-- Start AVAILABLE RECORDS --

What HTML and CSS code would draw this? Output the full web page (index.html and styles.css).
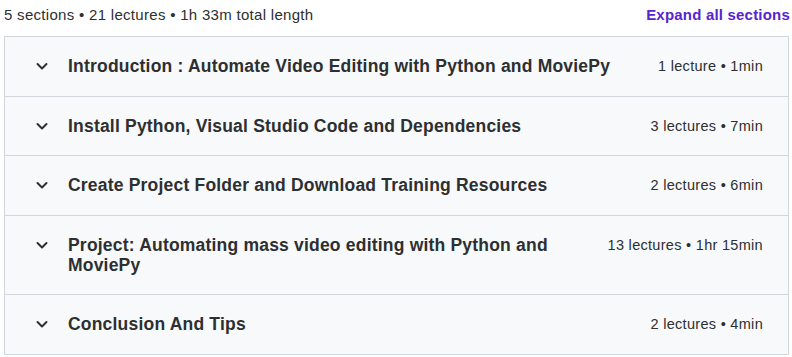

-- End AVAILABLE RECORDS --
-- Start AVAILABLE RECORDS --

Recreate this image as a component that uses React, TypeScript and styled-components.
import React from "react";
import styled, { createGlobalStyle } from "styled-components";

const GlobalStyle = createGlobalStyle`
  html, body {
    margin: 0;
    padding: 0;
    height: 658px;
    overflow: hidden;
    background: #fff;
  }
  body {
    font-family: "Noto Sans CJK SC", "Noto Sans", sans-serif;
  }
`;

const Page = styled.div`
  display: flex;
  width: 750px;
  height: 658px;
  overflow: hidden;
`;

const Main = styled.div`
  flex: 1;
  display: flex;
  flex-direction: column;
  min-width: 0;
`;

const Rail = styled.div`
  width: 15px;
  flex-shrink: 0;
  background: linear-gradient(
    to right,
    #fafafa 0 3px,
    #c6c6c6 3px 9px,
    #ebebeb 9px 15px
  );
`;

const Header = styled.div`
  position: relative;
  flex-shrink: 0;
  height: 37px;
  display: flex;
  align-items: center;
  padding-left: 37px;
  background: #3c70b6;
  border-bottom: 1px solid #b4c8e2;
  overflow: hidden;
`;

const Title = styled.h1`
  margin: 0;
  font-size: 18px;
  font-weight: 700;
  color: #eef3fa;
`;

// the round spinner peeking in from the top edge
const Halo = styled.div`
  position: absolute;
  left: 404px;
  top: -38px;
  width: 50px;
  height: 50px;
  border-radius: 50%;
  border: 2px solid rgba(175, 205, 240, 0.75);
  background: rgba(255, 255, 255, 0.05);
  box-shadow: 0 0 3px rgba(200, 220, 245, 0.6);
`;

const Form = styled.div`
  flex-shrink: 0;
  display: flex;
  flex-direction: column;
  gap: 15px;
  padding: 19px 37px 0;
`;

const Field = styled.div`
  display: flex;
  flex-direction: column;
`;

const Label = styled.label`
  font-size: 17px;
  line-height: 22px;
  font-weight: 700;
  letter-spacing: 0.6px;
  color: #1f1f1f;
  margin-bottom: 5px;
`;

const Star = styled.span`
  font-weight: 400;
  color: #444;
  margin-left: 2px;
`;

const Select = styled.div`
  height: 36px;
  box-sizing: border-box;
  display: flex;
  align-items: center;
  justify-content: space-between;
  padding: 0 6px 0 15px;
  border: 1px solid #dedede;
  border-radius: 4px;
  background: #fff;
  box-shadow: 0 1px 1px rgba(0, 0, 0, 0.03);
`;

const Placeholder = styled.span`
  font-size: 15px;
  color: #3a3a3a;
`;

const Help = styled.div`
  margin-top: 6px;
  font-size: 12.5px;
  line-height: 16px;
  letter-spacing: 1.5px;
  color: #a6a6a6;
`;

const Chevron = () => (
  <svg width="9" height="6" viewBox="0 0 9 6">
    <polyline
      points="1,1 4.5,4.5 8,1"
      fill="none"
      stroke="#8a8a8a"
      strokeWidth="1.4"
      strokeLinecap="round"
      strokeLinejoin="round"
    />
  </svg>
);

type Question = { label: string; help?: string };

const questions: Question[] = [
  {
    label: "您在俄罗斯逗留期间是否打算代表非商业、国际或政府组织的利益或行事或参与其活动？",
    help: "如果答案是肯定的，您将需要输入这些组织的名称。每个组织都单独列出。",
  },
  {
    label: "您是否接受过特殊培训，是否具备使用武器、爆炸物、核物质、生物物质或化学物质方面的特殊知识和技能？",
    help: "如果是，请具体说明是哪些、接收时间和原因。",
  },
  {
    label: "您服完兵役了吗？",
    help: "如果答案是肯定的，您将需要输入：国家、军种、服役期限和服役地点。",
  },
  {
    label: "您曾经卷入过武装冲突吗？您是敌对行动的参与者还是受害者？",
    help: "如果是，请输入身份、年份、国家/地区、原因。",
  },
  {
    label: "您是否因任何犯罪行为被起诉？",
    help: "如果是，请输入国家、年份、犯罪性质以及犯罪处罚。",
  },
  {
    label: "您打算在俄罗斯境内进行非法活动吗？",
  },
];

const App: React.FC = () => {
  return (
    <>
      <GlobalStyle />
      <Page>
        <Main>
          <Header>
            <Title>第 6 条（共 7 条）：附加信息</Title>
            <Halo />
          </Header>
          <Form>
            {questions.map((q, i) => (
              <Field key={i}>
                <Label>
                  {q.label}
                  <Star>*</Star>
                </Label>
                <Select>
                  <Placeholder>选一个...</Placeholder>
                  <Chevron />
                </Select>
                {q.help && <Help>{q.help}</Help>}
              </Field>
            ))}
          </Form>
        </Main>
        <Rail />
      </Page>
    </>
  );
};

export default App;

-- End AVAILABLE RECORDS --

Using the listing, collect all lines in which the string "React" is found.

Recreate this image as a component that uses React, TypeScript and styled-components.
import React from "react";
const App: React.FC = () => {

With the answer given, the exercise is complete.